Macro Signals in a Manipulated Market
Before we talk about Macro Signals, first we probably should mention The Mad Money CNBC Man, Cramer. Markets like this bring out the worst in him. If you watched him in late 1999 and early 2000, read his book “Getting back to Even”, watched him in 2008 you know the pattern. You know that his motto is “there is a bull market somewhere, our job is to find it”. This motto has worked well in the manipulated markets supported by the FED’s QE2 and QE3. And you know the motto is disastrous during the periods listed at the beginning of this paragraph. Now, he has a problem with the markets these days. His approach to a defensive posture in the current market is erratic and telling. Yesterday he said that things were bad in China, Europe, and Greek markets, but then suggested that you never know these days, the U.S. markets could even close higher. Then in the afternoon after the markets had closed he chastised all the traders that had bought the market early yesterday when the Dow was down 100 points and then declined another 200 points. Now this morning he says, don’t buy a higher opening, maybe you should lighten up a bit, actually probably a good comment for the moment. But more importantly, which is it Cramer, is this market creating a buying opportunity or a situation where you should move to a defensive posture. You probably will not know until he writes his next book “Getting Back to Even 2.0”.
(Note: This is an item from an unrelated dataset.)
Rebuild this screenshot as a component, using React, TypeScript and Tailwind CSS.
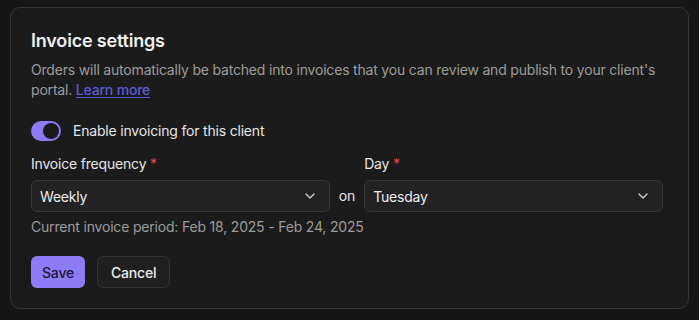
import { ChevronDown } from 'lucide-react';

function SelectBox({ value }: { value: string }) {
  return (
    <div className="flex h-8 items-center justify-between rounded-md border border-[#36363a] bg-[#222225] pl-[8px] pr-[11px] text-[14px] text-[#ececec]">
      <span>{value}</span>
      <ChevronDown className="h-4 w-4 text-[#d0d0d0]" strokeWidth={2} />
    </div>
  );
}

export default function App() {
  return (
    <div className="min-h-[320px] bg-[#161616] px-[10px] pt-[7px] font-['Inter',sans-serif] tracking-[-0.19px]">
      <div className="rounded-[10px] border border-[#353535] bg-[#1b1b1b] px-5 pt-[20px] pb-[20px]">
        <h2 className="text-[18px] leading-[26px] font-semibold text-[#f0f0f0]">Invoice settings</h2>
        <p className="mt-[6px] text-[14px] leading-[20px] text-[#9c9c9c]">
          Orders will automatically be batched into invoices that you can review and publish to your client's portal.{' '}
          <a href="#" className="font-medium text-[#5b5bd6] underline underline-offset-2">Learn more</a>
        </p>

        <div className="mt-[20px] flex items-center gap-3">
          <div className="flex h-5 w-[30px] items-center justify-end rounded-full bg-[#8b7cf6] pr-[2px]">
            <div className="h-4 w-4 rounded-full bg-[#1b1b1b]" />
          </div>
          <span className="text-[14px] text-[#e6e6e6]">Enable invoicing for this client</span>
        </div>

        <div className="mt-[13px] flex w-[632px] items-end gap-[9px]">
          <div className="flex-1">
            <label className="mb-[6px] block text-[14px] leading-[20px] text-[#e6e6e6]">
              Invoice frequency <span className="text-[#e5484d]">*</span>
            </label>
            <SelectBox value="Weekly" />
          </div>
          <span className="pb-[6px] text-[14px] text-[#e6e6e6]">on</span>
          <div className="flex-1">
            <label className="mb-[6px] block text-[14px] leading-[20px] text-[#e6e6e6]">
              Day <span className="text-[#e5484d]">*</span>
            </label>
            <SelectBox value="Tuesday" />
          </div>
        </div>

        <p className="mt-[5px] text-[14px] leading-[20px] text-[#9c9c9c]">
          Current invoice period: Feb 18, 2025 - Feb 24, 2025
        </p>

        <div className="mt-[19px] flex gap-3">
          <button className="h-8 rounded-md bg-[#8b7cf6] px-[11px] text-[14px] font-medium text-[#1e1533]">Save</button>
          <button className="h-8 rounded-md border border-[#333333] bg-[#202020] px-[13px] text-[14px] font-medium text-[#ececec]">Cancel</button>
        </div>
      </div>
    </div>
  );
}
Cramer is in many ways a victim of the market environment created and perpetuated by Greenspan, Bernanke and Yellen. In essence free markets are not allowed to work, FED manipulation is taught as a base in economic education. What this leads to is a market where economic indicators have little value and anyone who tries to read the market is squashed by artificial intervention. This will end someday but one has to admit that Global Central Bankers constitute a big dog in the fight.
Now that we have set the stage that reading the market is difficult at best we should point out, Macro signals are very different from short term 45-60 day signals like the ones that called the October 2014 selloff. Macro signals have the weight of the data arc upon which they are based. Moving forward, here is what the Macro technical indicators say about the stock market at this point.
The Macro indicator in which I have a high degree of confidence is one based on the S&P 500 from a macro sense using monthly data. Today it a appears it will turn negative for the first time since November 2009. Other signals in the past 20 years are: Buy May 1995, Sell February 2000, Buy July 2003, Sell January 2008, Buy November 2009. In some cases the signal was close to the extremes, in some cases in the manipulated 1995 and 2009 buy signals, it lagged the extremes by a good bit. In general the sell signals seem to be more a function of market forces, and the buy signals a function of manipulation.